Whether you’re choosing from a wide selection of glass awards made from your company logo or selecting a certificate template that presents your emblem in full color, both examples can be used to boost brand awareness. This is true even if your employee never promotes the award.
However, you’ll get the most out of your brand if they do. You can plan a photo-op and post the awards and their winners on your website and social media. Or, you could record the ceremony.
By placing your brand on corporate awards, you’re able to:
- Show your current employees that you’re proud of their success.
- Promote to future candidates that your organization cares about its employees.
- Improve the general perception of your brand for your clients and stakeholders.
- Draw in cold prospects, as it increases the chance of a positive response.
- Proves credibility to clients and leads, especially if the ceremony looks professional.
Putting brand markers, like your logo, on your corporate awards isn’t a waste of time. Instead, it presents a new opportunity to promote your business and impress your employees and clients.
How to Incorporate Logos and Branding into Company Awards
The importance of branding can’t be understated. To market your business, brand, and logo for your awards, consider implementing the following creative ideas and branding characteristics.
1. Simple Simplicity
Creating a unique award from scratch can be expensive. While you should still aim to make a high-quality award, low-cash flow startups should choose a stock option to save on costs.
For example, a crystal square, circle, or triangle award will look really classy and expensive. You can add your logo in the center of the award in either white or black ink. Alternatively, try a font that’s simple to etch with a machine. Don’t add any other text but the winner’s name and date.
2. Logo Variations
There’s no hard and fast rule for designing the perfect logo, but that just leaves the door open to creativity and multiple logo variations. Regardless of how the award is made, you’re probably going to place your logo somewhere on its face, as this maximizes your brand recognition.
Here are a few logo types you could add to your award:
- Brand Mark: A symbol associated with the brand.
- Word Mark: A stylized version of the brand’s name.
- Letter Mark: An abbreviation used for longer brand names.
- Combo Mark: A brand’s name plus additional artwork.
- Emblem: Includes all of the above as an emblem.
You could also change the logo’s color or font choice if it doesn’t work with the award. For example, if your logo is blue but the award is also blue, change the logo to black instead.
3. Company Colors
Some brands are instantly recognizable, thanks to their color pallet.

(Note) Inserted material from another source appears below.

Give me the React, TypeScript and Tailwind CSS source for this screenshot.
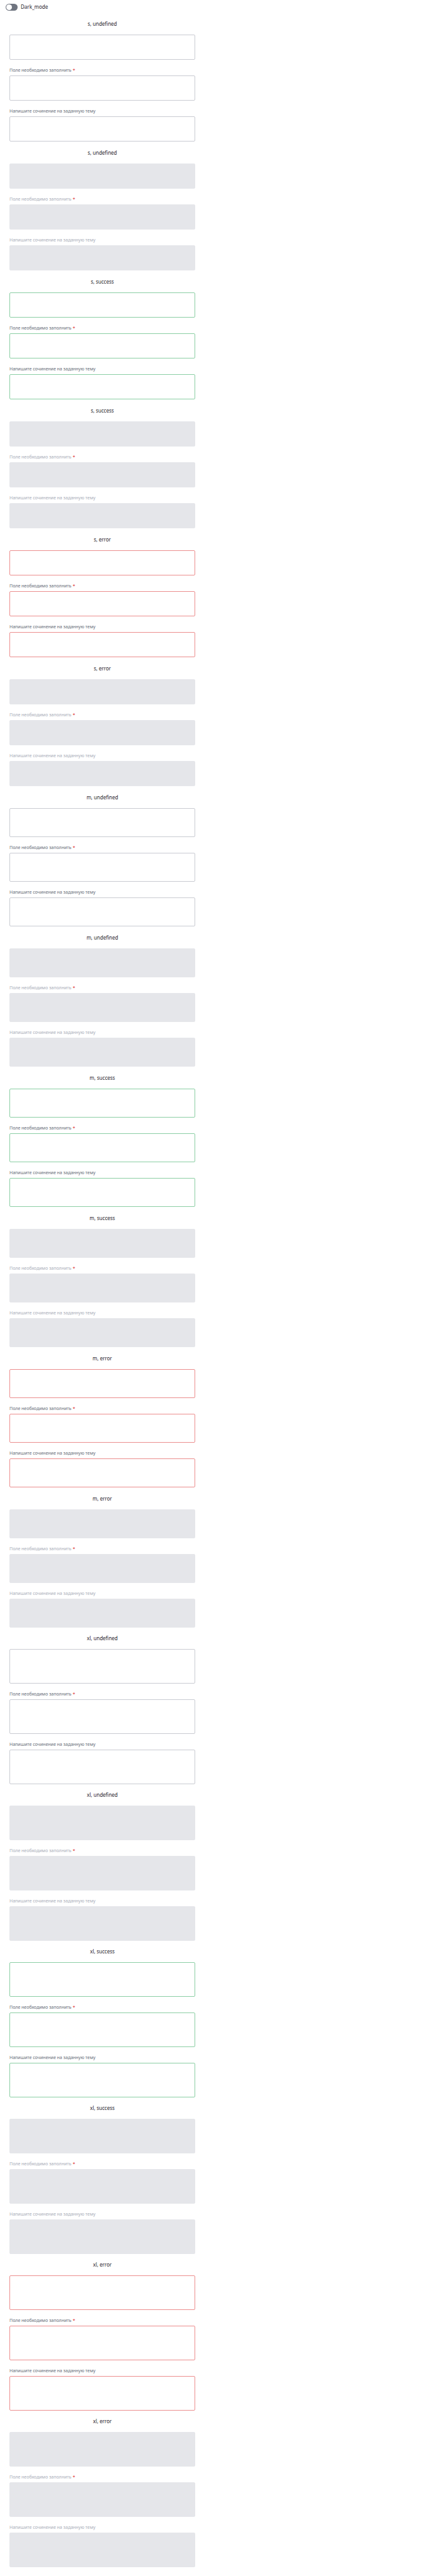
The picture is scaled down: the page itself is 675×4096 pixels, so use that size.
import { useId, useState } from "react";

type Size = "s" | "m" | "xl";
type Status = "undefined" | "success" | "error";

const sizes: Size[] = ["s", "m", "xl"];
const statuses: Status[] = ["undefined", "success", "error"];

const boxHeight: Record<Size, string> = { s: "h-[40px]", m: "h-[46px]", xl: "h-[55px]" };
const titleHeight: Record<Size, string> = { s: "h-[35px]", m: "h-[35px]", xl: "h-[34px]" };
const borderColor: Record<Status, string> = {
  undefined: "border-[#c9cbd2]",
  success: "border-[#8bcea4]",
  error: "border-[#ec8e8e]",
};

interface FieldProps {
  size: Size;
  status: Status;
  disabled: boolean;
  label?: string;
  required?: boolean;
}

function Field({ size, status, disabled, label, required }: FieldProps) {
  const id = useId();
  const look = disabled ? "border-[#e5e6ea] bg-[#e5e6ea]" : `bg-white ${borderColor[status]}`;
  return (
    <div className="flex flex-col">
      {label && (
        <label
          htmlFor={id}
          className={`flex h-[25px] items-center pt-[9px] text-[7px] leading-[10px] ${disabled ? "text-[#a9adb8]" : "text-[#666b76]"}`}
        >
          {label}
          {required && <span className="ml-[2px] text-[#da2020]">*</span>}
        </label>
      )}
      <textarea
        id={id}
        aria-label={label ? undefined : `${size}, ${status}`}
        disabled={disabled}
        required={required}
        className={`block w-full resize-none rounded-[2px] border px-2 py-1 text-[8px] outline-none ${boxHeight[size]} ${look}`}
      />
    </div>
  );
}

function Group({ size, status, disabled }: { size: Size; status: Status; disabled: boolean }) {
  return (
    <section>
      <h2 className={`flex items-center justify-center text-[8px] leading-[12px] ${titleHeight[size]}`}>
        {size}, {status}
      </h2>
      <Field size={size} status={status} disabled={disabled} />
      <Field size={size} status={status} disabled={disabled} label="Поле необходимо заполнить" required />
      <Field size={size} status={status} disabled={disabled} label="Напишите сочинение на заданную тему" />
    </section>
  );
}

export default function App() {
  const [dark, setDark] = useState(false);
  return (
    <main className="min-h-screen bg-white pb-[12px] font-['Noto_Sans',sans-serif] text-[#1f222b]">
      <label className="flex h-[20px] items-center gap-[5px] px-[9px] pt-[2px] text-[8px] leading-[12px]">
        <input
          type="checkbox"
          role="switch"
          checked={dark}
          onChange={(e) => setDark(e.target.checked)}
          className="h-[11px] w-[19px] appearance-none rounded-full bg-[#6f747f] p-px before:block before:size-[9px] before:rounded-full before:bg-white checked:before:ml-auto"
        />
        Dark_mode
      </label>
      <div className="w-full max-w-[325px] px-[15px]">
        {sizes.map((size) =>
          statuses.map((status) =>
            [false, true].map((disabled) => (
              <Group key={`${size}-${status}-${disabled}`} size={size} status={status} disabled={disabled} />
            )),
          ),
        )}
      </div>
    </main>
  );
}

Google and Microsoft use the same colors in their logos, but it’s the way they’re used that sets them apart. Brands like Coca-Cola created their own color, “Coca-Cola Red,” by combining three shades of red.
You don’t have to invent a new shade or use 4 or more colors to be associated with a certain hue. Plenty of famous brands use only 2 colors for their branding, like Expedia and Airbnb.

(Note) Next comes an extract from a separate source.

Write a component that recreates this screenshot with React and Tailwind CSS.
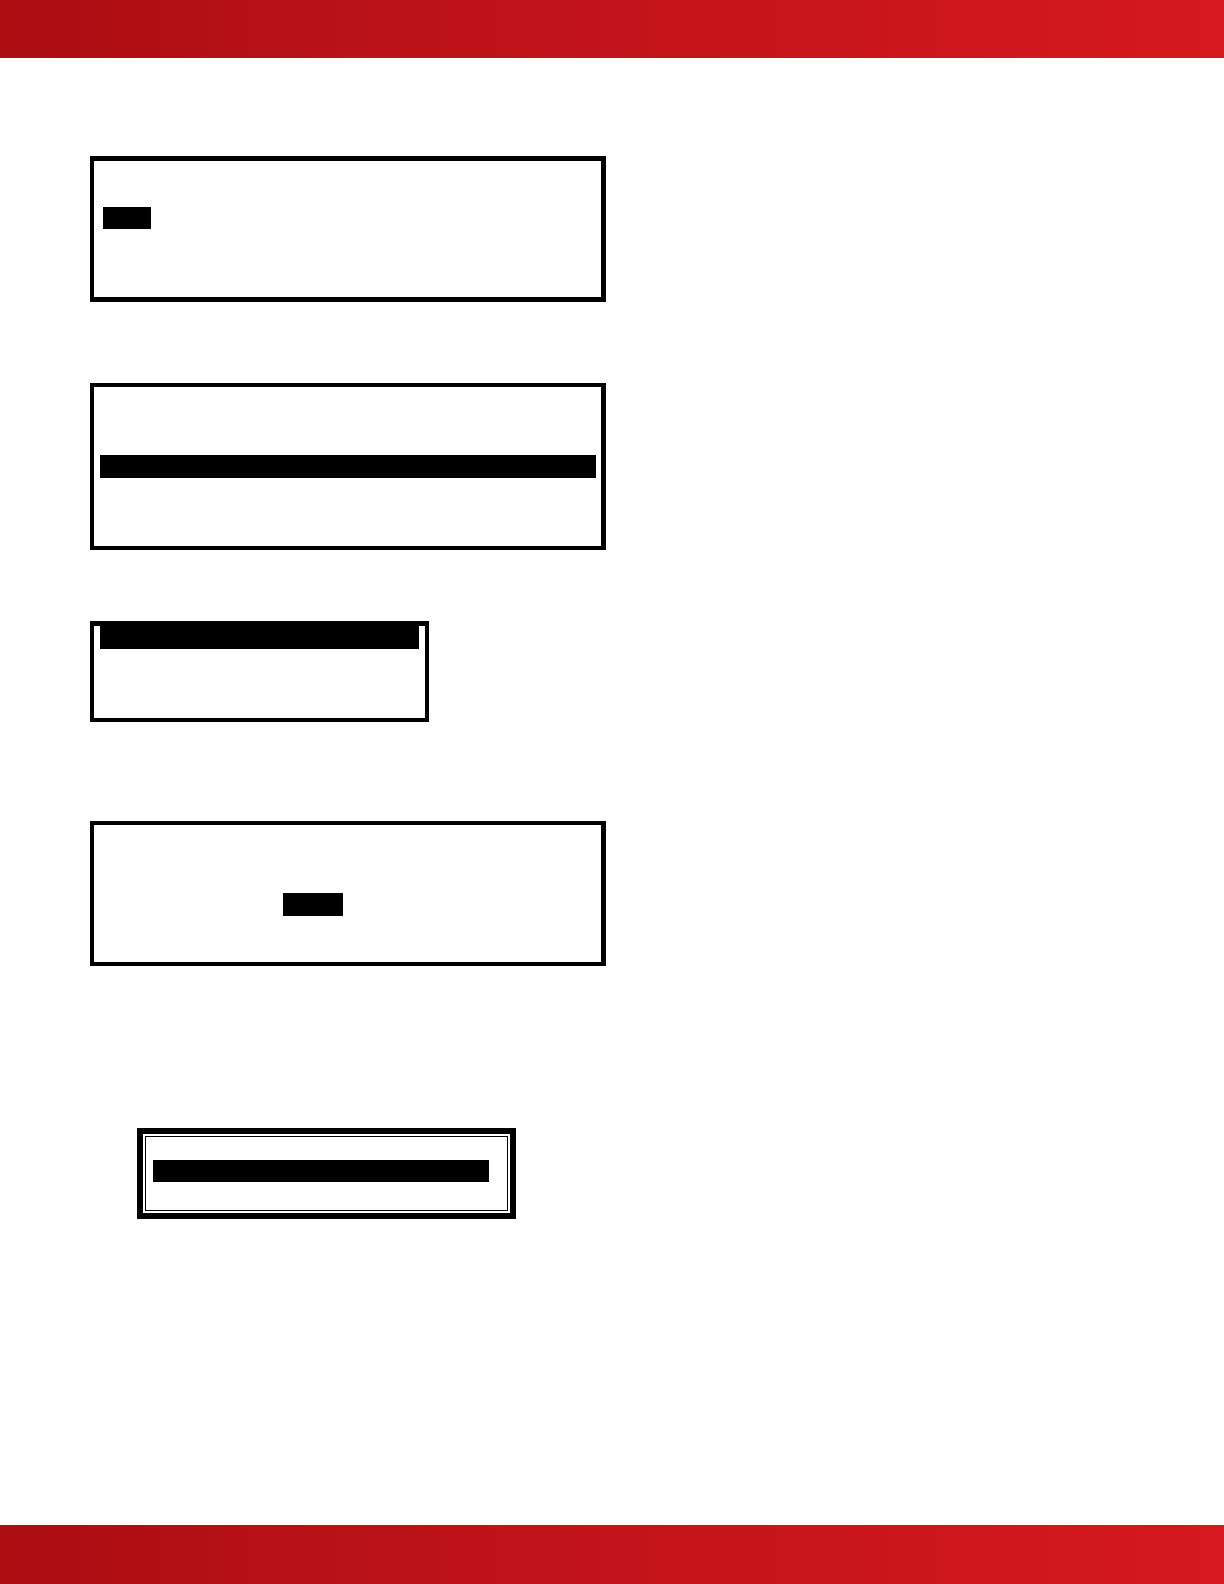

Instead of using a crystal award, find a company that can color their glass or acrylic. You can add your company colors to the entire piece or in select areas. You could even string LED lights inside the award. This will give your trophy some utility beyond a beautiful desk accessory.
4. Logo Recreation
Instead of adding the logo somewhere on the award, consider turning the entire piece into the logo instead. BMW and Tempest ESports do this often because their logos are recognizable in their subsequent industries. However, lesser-known startups should also include their full name.
5. Product Replica
Companies tend to go a little wild when they’re making awards based on their products and services. One example that comes to mind is an award created for MGM International for a boxing match. The designer literally created a mini-boxing ring out of crystal, glass, and rope.
Deathwish Coffee, Pop-Tarts, and Carnival Cruise Ships have all made mini product replicas for their award shows. These awards work really well for brand exposure, even if the person seeing the trophy has never heard of your business. Onlookers will immediately know what you do.
6. Building Replica
Unless your building is unique or you run a chain of luxury hotels, an award shaped like your company may not be the best choice for marketing. With that said, you can still use this idea for your startup if you use other recognizable markers, like your brand colors or written logo.
7. Company Values
Having a core set of company values makes it easier for your company to make decisions and collaborate on projects. If creating a business is similar to building a community, then you’ll want to hire people who identify with your vision and can communicate these principles to clients.
If you’re running an employee recognition program and you’re awarding someone for said program, consider adding your core value across the trophy. It’ll remind them of why they won.
A value award is another great way to market the type of employee you’re looking for, provided they’re easy to read. If you want to use this concept, try to make your core value the biggest word on the award. Or, you can repeat your value multiple times across a logo-shaped piece.
8. Founding Members
Your company wouldn’t be what it is today without your founding members, so pay homage to them while you’re awarding your current employees. You can add a side view or a drawing of the person on your trophy or turn a founding member into a figurine and place it on the award.
9. Wearable/Usable Art
While awards can be beautiful, they often take up a lot of space on our desks and, eventually, the landfill. Awards are only sentimental to the people who receive them, but it doesn’t have to be that way. By turning your award into wearable or usable art, you’re giving them a second life.
McDonald’s offered an award that looked like a french fry box. It’s open at the top and hallowed on the inside, so winners can place their pens or nicknacks inside. If you’re a beauty company, you could offer a lipstick tray award that can store real lipsticks/lipstick tubes on top or inside.
10. Digital QR Codes
A QR code can’t be used to promote your brand visually. You can’t customize a QR code’s color or shape. However, they’re useful at linking onlookers to specific pages or branding material.
Several companies have cleverly used QR codes to promote diversity. For example, your code could link to the site’s certification online in multiple languages or as an audio file. Or, you could create a braille version of the document that someone could print out and read themselves.